The latest rumors have it that Apple will hold a media event later this month to unleash a smaller iPad, scheduled to ship no later than early November. If true, it would make the so-called iPad mini a potential hot ticket for the holiday season.
There's yet a new published report, from the Wall Street Journal, indicating the production ramp-up began in September, again suggesting an October media event, with the smaller iPad showing up in stores the following week.
Now it's one thing for rumors to appear in a site devoted to such material, but when a mainstream newspaper is the source for the information, you have to at least take it seriously. Maybe not necessarily to the bank, but there have been quite enough hints and published prototype photos that make the prospect of a smaller iPad just plain logical.
Besides, it would seem that the market is more than ready for a smaller tablet, witness the apparent success of the 7-inch Amazon Kindle Fire, and the move by other companies, including Google and Barnes & Noble, into a market segment where they expect to have a clear path to great sales.

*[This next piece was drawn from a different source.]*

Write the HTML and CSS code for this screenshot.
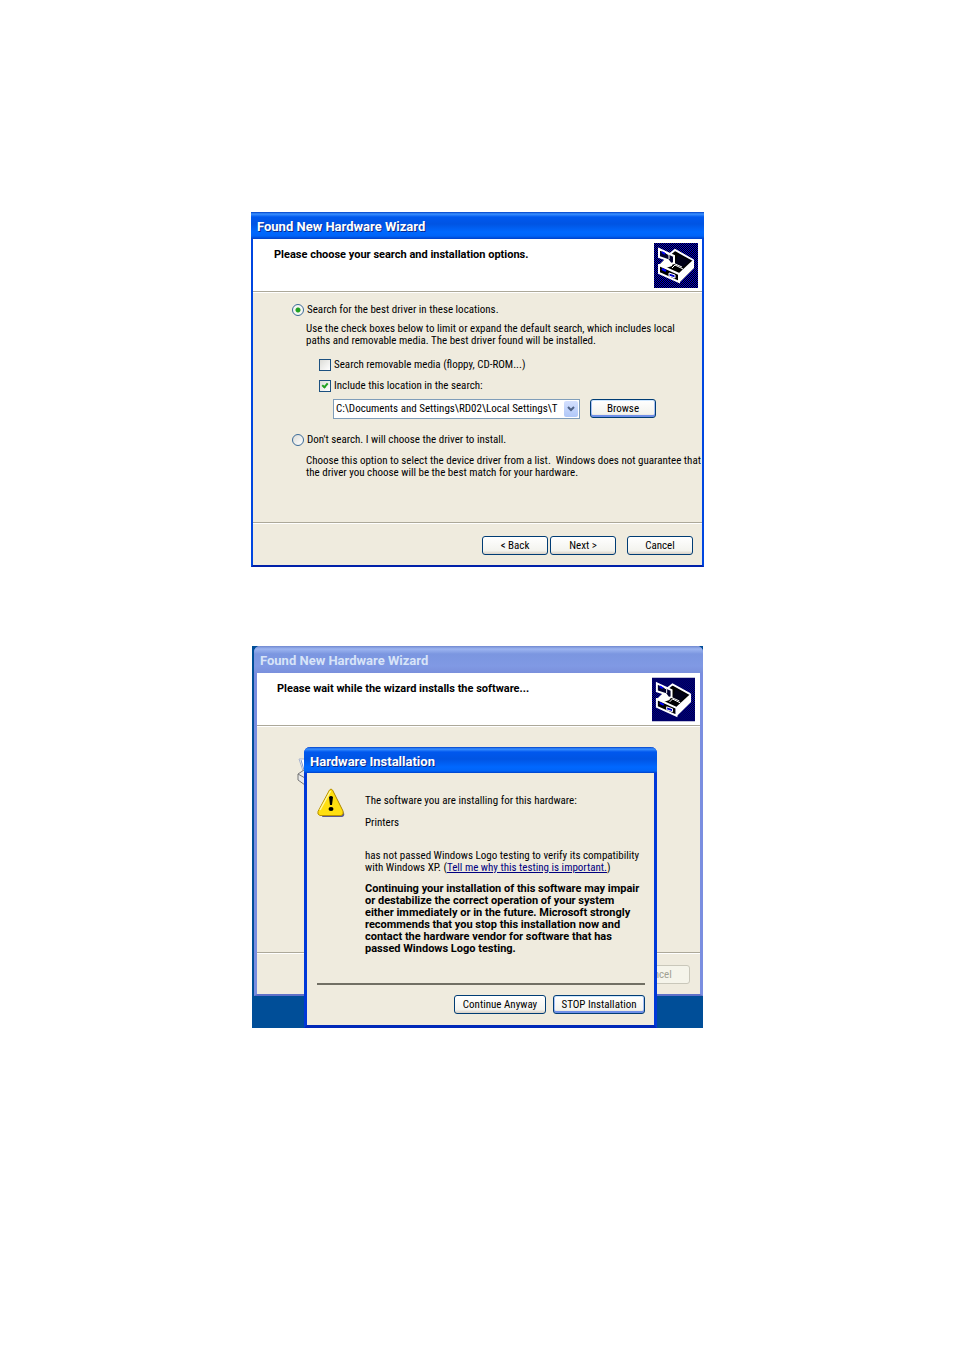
FILE: index.html
```
<!DOCTYPE html>
<html lang="en">
<head>
  <meta charset="UTF-8">
  <meta name="viewport" content="width=device-width, initial-scale=1.0">
  <title>Found New Hardware Wizard</title>
  <link rel="stylesheet" href="styles.css">
</head>
<body>
  <svg class="defs" aria-hidden="true">
    <defs>
      <pattern id="dots" width="4" height="4" patternUnits="userSpaceOnUse">
        <rect width="4" height="4" fill="#0000d0"/>
        <path d="M0 0h1v1H0zM2 0h1v1H2zM1 1h1v1H1zM3 1h1v1H3zM0 2h1v1H0zM2 2h1v1H2zM1 3h1v1H1zM3 3h1v1H3z" fill="#000"/>
      </pattern>
      <symbol id="device" viewBox="0 0 44 45">
        <rect width="44" height="45" fill="url(#dots)"/>
        <path d="M21 8l18 10-14 13-19-9z" fill="#000"/>
        <path d="M5 21l19 10v8L5 30z" fill="#000"/>
        <path d="M16 11l5-4 18 10" fill="none" stroke="#fff" stroke-width="2"/>
        <path d="M24 12l12 6-7 6-8-3z" fill="#000018"/>
        <path d="M18 25l3-3 8 4M19 20l9 4" fill="none" stroke="#fff" stroke-width="1"/>
        <path d="M25 30l15-14v9L25 40z" fill="#fff"/>
        <path d="M5 21v9l20 9v-8L5 22" fill="none" stroke="#fff" stroke-width="2"/>
        <path d="M5 22l6-6 8 2-1 5-6 2z" fill="#fff"/>
        <path d="M5 6l15 7v7l-3 1-3-4-9-3z" fill="#000030" stroke="#fff" stroke-width="2"/>
        <path d="M12 10l3 2v4" fill="none" stroke="#fff" stroke-width="1"/>
        <path d="M15 30l6 2v3l-6-2z" fill="#00c" stroke="#fff" stroke-width="1"/>
        <path d="M8 9l3 2M8 26l4 2" stroke="#0000ff" stroke-width="2"/>
      </symbol>
    </defs>
  </svg>

  <main class="page">
    <section class="window">
      <h2 class="title">Found New Hardware Wizard</h2>
      <header class="header">
        <h3>Please choose your search and installation options.</h3>
        <svg class="device" viewBox="0 0 44 45"><use href="#device"/></svg>
      </header>
      <form id="options" class="content">
        <label class="choice"><input type="radio" name="mode" checked> Search for the best driver in these locations.</label>
        <p class="note">Use the check boxes below to limit or expand the default search, which includes local<br>paths and removable media. The best driver found will be installed.</p>
        <label class="choice check first"><input type="checkbox"> Search removable media (floppy, CD-ROM...)</label>
        <label class="choice check"><input type="checkbox" checked> Include this location in the search:</label>
        <div class="location">
          <div class="combo">
            <select aria-label="Location">
              <option>C:\Documents and Settings\RD02\Local Settings\T</option>
            </select>
            <svg class="arrow" viewBox="0 0 14 16"><path d="M4 6l3 3 3-3" fill="none" stroke="#4d6185" stroke-width="2"/></svg>
          </div>
          <button type="button" class="focus">Browse</button>
        </div>
        <label class="choice second"><input type="radio" name="mode"> Don't search. I will choose the driver to install.</label>
        <p class="note">Choose this option to select the device driver from a list.&nbsp; Windows does not guarantee that<br>the driver you choose will be the best match for your hardware.</p>
      </form>
      <footer class="footer">
        <button type="button">&lt; Back</button>
        <button type="button">Next &gt;</button>
        <button type="button" class="cancel">Cancel</button>
      </footer>
    </section>

    <section class="desktop">
      <div class="window inactive">
        <h2 class="title">Found New Hardware Wizard</h2>
        <header class="header">
          <h3>Please wait while the wizard installs the software...</h3>
          <svg class="device" viewBox="0 0 44 45"><use href="#device"/></svg>
        </header>
        <div class="content">
          <svg class="printer" viewBox="0 0 30 30">
            <path d="M2 2h18l4 12H6z" fill="#fff" stroke="#a9b4cf"/>
            <path d="M4 3l3 10" stroke="#7f93c8"/>
            <path d="M1 17l6-4h20v10l-5 5H8l-7-5z" fill="#e8e8e8" stroke="#777"/>
            <path d="M1 17l7 4h19M8 21v7" fill="none" stroke="#777"/>
          </svg>
        </div>
        <footer class="footer">
          <button type="button" disabled>Cancel</button>
        </footer>
      </div>

      <div class="dialog" role="dialog" aria-labelledby="install-title">
        <h2 class="title" id="install-title">Hardware Installation</h2>
        <div class="message">
          <svg class="warning" viewBox="0 0 28 30">
            <path d="M16 3l11 22q1 3-2 4H5z" fill="#5a5a90"/>
            <path d="M12.500 2q1.500-2 3 0l10.500 21q1 4-2 4.500H3q-3-1-2-4z" fill="#ffdf10" stroke="#b89000"/>
            <path d="M13.500 3L3 22" stroke="#fff7a0" stroke-width="1.500"/>
            <path d="M12 9q2-2 4 0l-1 8h-2z" fill="#000"/>
            <ellipse cx="14" cy="21" rx="2.500" ry="2" fill="#000"/>
          </svg>
          <div class="text">
            <p>The software you are installing for this hardware:</p>
            <p>Printers</p>
            <p class="reason">has not passed Windows Logo testing to verify its compatibility<br>with Windows XP. (<a href="#">Tell me why this testing is important.</a>)</p>
            <p class="strong">Continuing your installation of this software may impair<br>or destabilize the correct operation of your system<br>either immediately or in the future. Microsoft strongly<br>recommends that you stop this installation now and<br>contact the hardware vendor for software that has<br>passed Windows Logo testing.</p>
          </div>
        </div>
        <div class="actions">
          <button type="button">Continue Anyway</button>
          <button type="button" class="focus">STOP Installation</button>
        </div>
      </div>
    </section>
  </main>
</body>
</html>
```
FILE: styles.css
```
* { box-sizing: border-box; }
body { margin: 0; background: #fff; color: #000; font: 11px/12px "Roboto Condensed", Roboto, "Liberation Sans", sans-serif; }
h2, h3, p { margin: 0; }
.defs { position: absolute; width: 0; height: 0; }
.page { padding: 212px 16px; }

.window { max-width: 453px; margin: 0 auto; background: #efebde; border: 2px solid #0046e0; border-top: 0; border-bottom-color: #0020a8; }
.title {
  height: 27px; margin: 0 -2px; padding-left: 6px; color: #fff;
  font: bold 13px/30px Roboto, sans-serif; text-shadow: 1px 1px #0a2a8c;
  background: linear-gradient(#0040c8, #3a90ff 2px, #0058ee 5px, #0054e3 12px, #0068ff 20px, #0064f8 24px, #0040c8);
}
.header { display: flex; justify-content: space-between; background: #fff; height: 53px; padding: 4px 4px 0 21px; border-bottom: 1px solid #aca899; }
.header h3 { font: bold 11px/12px Roboto, sans-serif; padding-top: 6px; }
.device { width: 44px; height: 45px; }

.content { border-top: 1px solid #fff; padding: 11px 0 43px 39px; }
.choice { display: flex; align-items: center; gap: 3px; height: 12px; line-height: 14px; white-space: nowrap; }
.choice input { appearance: none; display: grid; place-content: center; width: 12px; height: 12px; margin: 0; border: 1px solid #1c5180; background: linear-gradient(135deg, #dcdcd7, #fff); }
.choice input[type="radio"] { border-radius: 50%; border-color: #3a6a98; }
.choice input[type="radio"]:checked { background: radial-gradient(circle, #21a121 2px, #f6f6f3 3px); }
.choice input[type="checkbox"]:checked::before { content: ""; width: 2px; height: 4px; margin-bottom: 2px; border: solid #21a121; border-width: 0 2px 2px 0; transform: rotate(40deg); }
.note { margin: 7px 0 0 14px; white-space: nowrap; }
.check { margin: 9px 0 0 27px; }
.first { margin-top: 12px; }
.second { margin: 15px 0 9px; }

.location { display: flex; gap: 10px; margin: 7px 0 0 41px; }
.combo { position: relative; width: 247px; }
select { appearance: none; width: 100%; height: 20px; padding: 0 18px 0 2px; border: 1px solid #7f9db9; border-radius: 0; background: #fff; color: #000; font: inherit; }
.arrow { position: absolute; top: 2px; right: 2px; width: 14px; height: 16px; border-radius: 2px; background: linear-gradient(#d4e0fe, #b0c8f8); pointer-events: none; }

button { width: 66px; height: 19px; padding: 0; border: 1px solid #003c74; border-radius: 3px; background: linear-gradient(#fff, #f3f3ee 80%, #d8d0c6); color: #000; font: inherit; }
button.focus { box-shadow: inset 0 1px #cee7ff, inset 0 -2px #6f8fe8, inset 1px 0 #a8c0f5, inset -1px 0 #a8c0f5; }
button:disabled { border-color: #c9c7ba; background: #f5f4ea; color: #a1a192; }
.footer { display: flex; justify-content: flex-end; gap: 2px; padding: 13px 9px 10px; border-top: 1px solid #aca899; box-shadow: inset 0 1px #fff; }
.cancel { margin-left: 9px; }

.desktop { position: relative; max-width: 451px; margin: 79px auto 0; padding: 0 0 32px 2px; background: #004e98; }
.inactive { max-width: none; border-width: 0 3px 2px; border-color: #7a8ee0; border-bottom-color: #6070c8; border-radius: 6px 6px 0 0; }
.inactive .title { margin: 0 -3px; color: #d8e4f8; text-shadow: none; border-radius: 6px 6px 0 0; background: linear-gradient(#7088d0, #9db5f0 3px, #7b96e0 8px, #8099e4 20px, #7a90dc); }
.inactive .header { padding: 4px 5px 0 20px; }
.inactive .device { width: 43px; }
.inactive .content { min-height: 226px; padding: 30px 40px; }
.inactive .footer { padding: 12px 10px 10px; }
.printer { width: 30px; height: 30px; }

.dialog { position: absolute; top: 101px; left: 52px; width: 353px; border: solid #0038d8; border-width: 0 3px 3px; border-bottom-color: #0028b8; border-radius: 6px 6px 0 0; background: #efebde; }
.dialog .title { height: 26px; margin: 0 -3px; border-radius: 6px 6px 0 0; }
.message { display: flex; gap: 20px; margin: 0 9px 0 10px; padding: 15px 0 28px; border-bottom: 2px solid #716f64; }
.warning { width: 28px; height: 30px; }
.text { padding-top: 7px; white-space: nowrap; }
.text p { margin-bottom: 10px; }
.text .reason { margin: 21px 0 9px; }
.text .strong { margin: 0; font: bold 11px/12px Roboto, sans-serif; }
.text a { color: #000080; }
.actions { display: flex; justify-content: flex-end; gap: 7px; padding: 10px 9px 11px; }
.actions button { width: 92px; }
```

Even though Steve Jobs, in one of his famous bouts of exaggeration, spoke of the need for sandpapering your fingers to use a smaller tablet, there are reasons why an iPad mini -- or whatever it's going to be called -- would succeed. Consider that the 9.7-inch iPad is too large and too heavy for comfortable one-handed use. Some people want tablets for reading books and magazines and watching movies. A smaller iPad would be tailor-made for this purpose, and the rumored 7.85-inch form factor, with a 4:3 aspect ratio, would offer more screen real estate than the 7-inch widescreen models that have proliferated in the past year or so.
The other key reason is price. A 7-inch Kindle Fire HD, with 16GB of storage, sells for just $199. Apple is going to feel the pressure to be competitive. Sure, Amazon charges you $15 more to remove the ads, but they still don't expect to make much of a profit from those sales. Kindles are meant as front ends for Amazon's content. In the same way that printer makers sell hardware for little or no profit, and expect to make it up on the sale of ink and toner, Amazon wants you to buy products and services on a Kindle. If you spend enough money, the exercise in hardware making would make business sense.
Reports about iPad mini pricing are all over the place. Some suggest $249 for a 16GB version, somewhat of a premium to be sure, but not so much as to deter sales, particularly from people who are already invested in Apple's ecosystem. I suppose $299 would work, but a higher price might just be too high for fast adoption of the smaller iPad.
However, an iPad has advantages over a Kindle and other smaller tablets. In addition to having far more apps, not to mention a superior interface and user experience, Apple doesn't keep you from buying content from Amazon. Whether you just use Safari, or download the Kindle eBook app, an iPad is also a profit center for Amazon.
As you might expect, so-called industry analysts are already predicting doom and gloom for Apple. They are late to the party, and the other companies are already well entrenched. But it is not at all certain that 7-inch tablets have really gained a decent market share compared to the iPad. And even if that share is growing, a little brother (or sister) to the iPad may be a shrewd marketing move, particularly for existing Apple customers who want a more portable second device.
When it comes to new customers, the glow of the iPad may just be sufficient to grab sales of the mini version, even if it costs somewhat more that competing tablets. Of course, nothing stops people from buying on price and only price, and just coping with a lesser user experience.
I won't even begin to make predictions as to how a smaller iPad will fare in the marketplace. While most of the tech media seems to believe there will be such a beast, Macworld's Dan Moren remains skeptical. If it happens, however, and if Apple keeps the price reasonably low, success may be assured.
Meantime, it's interesting to discover how the dream of a handheld computer was first expressed by Apple. Just the other day, a lost quote appeared from a speech Steve Jobs gave in 1983 at the Center for Design innovation. During a question-and-answer session, Jobs described his dream of a "computer in a book," which is just one step from a tablet.
Here's what he said:
Apple’s strategy is really simple. What we want to do is we want to put an incredibly great computer in a book that you can carry around with you and learn how to use in 20 minutes. That’s what we want to do and we want to do it this decade. And we really want to do it with a radio link in it so you don’t have to hook up to anything and you’re in communication with all of these larger databases and other computers.
They also depicted tablets on the bridge of the Starship Enterprise in the cult series "Star Trek: The Next Generation," but that show didn't debut until four years later. While some might dispute the image of a computer in a book as a harbinger of the PC's future, it's clear what Jobs meant. He may have been a couple of decades off, but the iPhone in 2007 and the iPad in 2010 did ultimately vindicate his vision.